Please, take your time, listen, imbibe, skip, return, repeat, wallow...


                                                                  (and, for best effects, turn up your headphones)

American trombonist Juna Winston performs regularly throughout central Europe, and specializes in the performance of contemporary and experimental music.  In 2013 he moved to Switzerland to work with Mike Svoboda at the Musik Akademie der Stadt Basel.  Since then he has performed regularly as a freelance trombonist with Klangforum Wien and Collegium Novum Zürich, where he is a member.

He collaborates frequently with young composers and has premiered many pieces.  He is committed to the exploration of new techniques and media in the language of contemporary trombone, and develops these ideas in solo, multimedia, and improvisation settings.

Juna Winston has also worked as a brass instrument maker.  He apprenticed with George McCracken in Barhamsville, Virginia, and also worked for the S.E. Shires Company in Boston.
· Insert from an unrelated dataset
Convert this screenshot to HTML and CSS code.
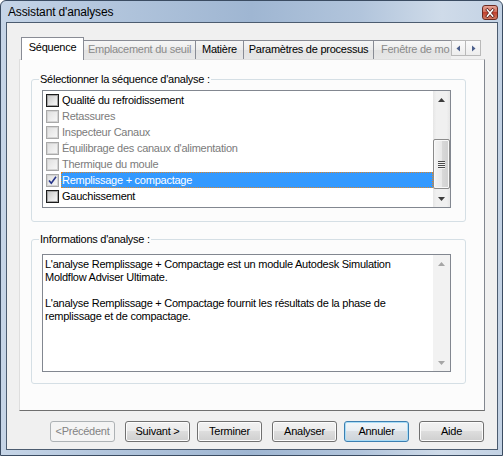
FILE: index.html
```html
<!DOCTYPE html>
<html lang="fr">
<head>
<meta charset="utf-8">
<title>Assistant d'analyses</title>
<link rel="stylesheet" href="styles.css">
</head>
<body>
<div class="window">
  <div class="titlebar">
    <span class="title">Assistant d'analyses</span>
    <span class="close">
      <svg width="16" height="14" viewBox="0 0 16 14">
        <path d="M5 3.5 L11 10.5 M11 3.5 L5 10.5" stroke="#5a1e18" stroke-width="3.4" stroke-linecap="square"/>
        <path d="M5 3.5 L11 10.5 M11 3.5 L5 10.5" stroke="#ffffff" stroke-width="1.8" stroke-linecap="square"/>
      </svg>
    </span>
  </div>
  <div class="client">
    <div class="tabstrip">
      <div class="tab sel">Séquence</div>
      <div class="tab dis w-empl">Emplacement du seuil</div>
      <div class="tab w-mat">Matière</div>
      <div class="tab w-par">Paramètres de processus</div>
      <div class="tab dis w-fen">Fenêtre de mo</div>
      <div class="tabscroll">
        <span class="tsbtn"><svg width="5" height="7" viewBox="0 0 5 7"><path d="M4 0.5 L0.5 3.5 L4 6.5 Z" fill="#4b5f8c"/></svg></span>
        <span class="tsbtn"><svg width="5" height="7" viewBox="0 0 5 7"><path d="M1 0.5 L4.5 3.5 L1 6.5 Z" fill="#4b5f8c"/></svg></span>
      </div>
    </div>
    <div class="panel">
      <fieldset class="group g1">
        <legend>Sélectionner la séquence d'analyse :</legend>
        <div class="listbox">
          <div class="rows">
            <div class="row"><span class="cb"></span><span class="label">Qualité du refroidissement</span></div>
            <div class="row dis"><span class="cb"></span><span class="label">Retassures</span></div>
            <div class="row dis"><span class="cb"></span><span class="label">Inspecteur Canaux</span></div>
            <div class="row dis"><span class="cb"></span><span class="label">Équilibrage des canaux d'alimentation</span></div>
            <div class="row dis"><span class="cb"></span><span class="label">Thermique du moule</span></div>
            <div class="row dis selected"><span class="cb"><svg width="11" height="11" viewBox="0 0 11 11"><path d="M2 5.5 L4.3 8.3 L9 1.8" fill="none" stroke="#27358a" stroke-width="1.6"/></svg></span><span class="label">Remplissage + compactage</span></div>
            <div class="row"><span class="cb"></span><span class="label">Gauchissement</span></div>
          </div>
          <div class="vscroll">
            <div class="sbbtn"><svg width="7" height="4" viewBox="0 0 7 4"><path d="M0 4 L3.5 0 L7 4 Z" fill="#3c3c3c"/></svg></div>
            <div class="track"><div class="thumb"><span class="grip"></span><span class="grip"></span><span class="grip"></span><span class="grip"></span></div></div>
            <div class="sbbtn"><svg width="7" height="4" viewBox="0 0 7 4"><path d="M0 0 L7 0 L3.5 4 Z" fill="#3c3c3c"/></svg></div>
          </div>
        </div>
      </fieldset>
      <fieldset class="group g2">
        <legend>Informations d'analyse :</legend>
        <div class="textbox">
          <div class="text">
            <p>L'analyse Remplissage + Compactage est un module Autodesk Simulation<br>Moldflow Adviser Ultimate.</p>
            <p>L'analyse Remplissage + Compactage fournit les résultats de la phase de<br>remplissage et de compactage.</p>
          </div>
          <div class="vscroll off">
            <div class="sbbtn"><svg width="7" height="4" viewBox="0 0 7 4"><path d="M0 4 L3.5 0 L7 4 Z" fill="#a6a6a6"/></svg></div>
            <div class="track"></div>
            <div class="sbbtn"><svg width="7" height="4" viewBox="0 0 7 4"><path d="M0 0 L7 0 L3.5 4 Z" fill="#a6a6a6"/></svg></div>
          </div>
        </div>
      </fieldset>
    </div>
    <div class="buttons">
      <button class="btn dis">&lt;Précédent</button>
      <button class="btn ml10">Suivant &gt;</button>
      <button class="btn ml7">Terminer</button>
      <button class="btn ml10">Analyser</button>
      <button class="btn ml7 def">Annuler</button>
      <button class="btn ml10">Aide</button>
    </div>
  </div>
</div>
</body>
</html>
```

FILE: styles.css
```css
body {
  margin: 0;
  background: #ffffff;
  font-family: "Liberation Sans", Arial, sans-serif;
  font-size: 11px;
  letter-spacing: -0.25px;
  color: #000;
}

.window {
  width: 503px;
  height: 456px;
  box-sizing: border-box;
  border: 1px solid #3b4c62;
  border-radius: 6px 6px 0 0;
  padding: 0 4px 5px 5px;
  background: linear-gradient(90deg, #c6d5e7 0%, #b3c6dd 20%, #9fb6d2 50%, #b2c5dc 72%, #cfdbe9 88%, #c3d2e4 100%);
  display: flex;
  flex-direction: column;
}

.titlebar {
  height: 21px;
  display: flex;
  justify-content: space-between;
  align-items: flex-start;
}

.title {
  margin: 4px 0 0 2px;
  font-size: 12px;
  letter-spacing: -0.15px;
  line-height: 15px;
  color: #000;
}

.close {
  margin: 4px 0 0 0;
  width: 16px;
  height: 15px;
  box-sizing: border-box;
  border: 1px solid #6b2a22;
  border-radius: 3px;
  background: linear-gradient(#e6a597, #cf6a57 50%, #c0412e 50%, #d27b62);
  display: flex;
  align-items: center;
  justify-content: center;
}

.close svg { display: block; }

.client {
  flex: 1;
  border: 1px solid #4c5c70;
  background: #f0f0f0;
  display: flex;
  flex-direction: column;
}

.tabstrip {
  display: flex;
  align-items: flex-end;
  height: 22px;
  margin: 14px 0 0 14px;
}

.tab {
  box-sizing: border-box;
  height: 19px;
  border-top: 1px solid #898c95;
  border-right: 1px solid #898c95;
  background: linear-gradient(#f6f6f6, #ececec 50%, #e2e2e2 51%, #e7e7e7);
  text-align: center;
  line-height: 16px;
  white-space: nowrap;
  overflow: hidden;
}

.tab.sel {
  width: 63px;
  height: 23px;
  border-left: 1px solid #898c95;
  margin-bottom: -1px;
  background: #ffffff;
  line-height: 19px;
  position: relative;
  z-index: 1;
}

.tab.dis { color: #8a8a8a; }

.w-empl { width: 112px; }
.w-mat { width: 48px; }
.w-par { width: 130px; }
.w-fen {
  width: 77px;
  border-right: none;
  text-align: left;
  padding-left: 7px;
}

.tabscroll {
  align-self: flex-start;
  margin-top: 3px;
  display: flex;
}

.tsbtn {
  width: 15px;
  height: 16px;
  box-sizing: border-box;
  border: 1px solid #b9b9b9;
  background: linear-gradient(#fbfbfb, #ededed);
  display: flex;
  align-items: center;
  justify-content: center;
}

.tsbtn + .tsbtn { border-left: none; }

.panel {
  margin-left: 12px;
  width: 466px;
  height: 352px;
  box-sizing: border-box;
  border: 1px solid;
  border-color: #dedede #828790 #6f6f6f #dedede;
  background: #fcfcfc;
  padding: 12px 0 0 11px;
}

.group {
  margin: 0;
  width: 435px;
  box-sizing: border-box;
  border: 1px solid #d5dfe5;
  border-radius: 3px;
  padding: 4px 10px 13px 10px;
}

.group legend {
  padding: 0 1px;
  margin-left: -3px;
  line-height: 14px;
}

.g2 {
  margin-top: 10px;
  padding-top: 8px;
  padding-bottom: 11px;
}

.listbox,
.textbox {
  width: 409px;
  height: 118px;
  box-sizing: border-box;
  border: 1px solid #828790;
  background: #ffffff;
  display: flex;
}

.rows {
  flex: 1;
  padding-top: 1px;
}

.row {
  height: 16px;
  display: flex;
  align-items: center;
  padding-left: 3px;
}

.cb {
  width: 13px;
  height: 13px;
  box-sizing: border-box;
  border: 1px solid #1c1c1c;
  box-shadow: inset 0 0 0 1px #a4a4a4;
  background: linear-gradient(135deg, #c4c4c4, #eeeeee 70%, #f8f8f8);
  margin-right: 2px;
  display: flex;
  align-items: center;
  justify-content: center;
}

.cb svg { display: block; }

.row.dis .cb {
  border-color: #a9a9a9;
  box-shadow: inset 0 0 0 1px #d4d4d4;
  background: linear-gradient(135deg, #dedede, #f1f1f1 70%, #f7f7f7);
}

.label {
  flex: 1;
  height: 16px;
  line-height: 16px;
  padding-left: 1px;
  white-space: nowrap;
}

.row.dis .label { color: #7b7b7b; }

.row.selected .label {
  background: #3399ff;
  color: #ffffff;
  outline: 1px dotted #d9852b;
  outline-offset: -1px;
}

.vscroll {
  width: 17px;
  display: flex;
  flex-direction: column;
  background: linear-gradient(90deg, #e6e6e6, #f0f0f0 20%, #f0f0f0 80%, #e6e6e6);
}

.vscroll.off { background: #f2f2f2; }

.sbbtn {
  height: 17px;
  display: flex;
  align-items: center;
  justify-content: center;
}

.sbbtn svg { display: block; }

.track {
  flex: 1;
}

.thumb {
  margin-top: 31px;
  height: 50px;
  box-sizing: border-box;
  border: 1px solid #8b8b8b;
  border-radius: 2px;
  background: linear-gradient(90deg, #f4f4f4, #e9e9e9 50%, #d9d9d9 51%, #d0d0d0);
  box-shadow: inset 0 0 0 1px #f8f8f8;
  display: flex;
  flex-direction: column;
  align-items: center;
  justify-content: center;
  gap: 1px;
}

.grip {
  width: 7px;
  height: 1px;
  background: #4a4a4a;
  box-shadow: 0 1px 0 #f4f4f4;
}

.text {
  flex: 1;
  padding: 3px 0 0 2px;
  line-height: 13px;
}

.text p { margin: 0 0 13px 0; }

.buttons {
  display: flex;
  margin: 10px 0 0 43px;
}

.btn {
  width: 65px;
  height: 21px;
  box-sizing: border-box;
  padding: 0;
  margin: 0;
  border: 1px solid #707070;
  border-radius: 3px;
  background: linear-gradient(#f2f2f2, #ebebeb 45%, #dddddd 50%, #cfcfcf);
  box-shadow: inset 0 0 0 1px #fcfcfc;
  font: inherit;
  letter-spacing: inherit;
  color: #000;
  text-align: center;
  line-height: 19px;
}

.btn.dis {
  border-color: #adb2b5;
  background: #f4f4f4;
  box-shadow: none;
  color: #838383;
}

.btn.def {
  border-color: #3c7fb1;
  box-shadow: inset 0 0 0 1px #a9dcf6;
  background: linear-gradient(#f2f6f9, #e8eef3 45%, #dadfe4 50%, #cdd4da);
}

.ml10 { margin-left: 10px; }
.ml7 { margin-left: 7px; }
```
He has built and repaired all manner of brass instruments and performs on a trombone of his own design and construction.

He studied in America at the University of Maryland, College Park, Bowling Green State University, and Boston University, and since 2014 has lived in Vienna. Since 2016 he is working towards a PhD from Leiden University through the docARTEs program of the Orpheus Institute in Ghent.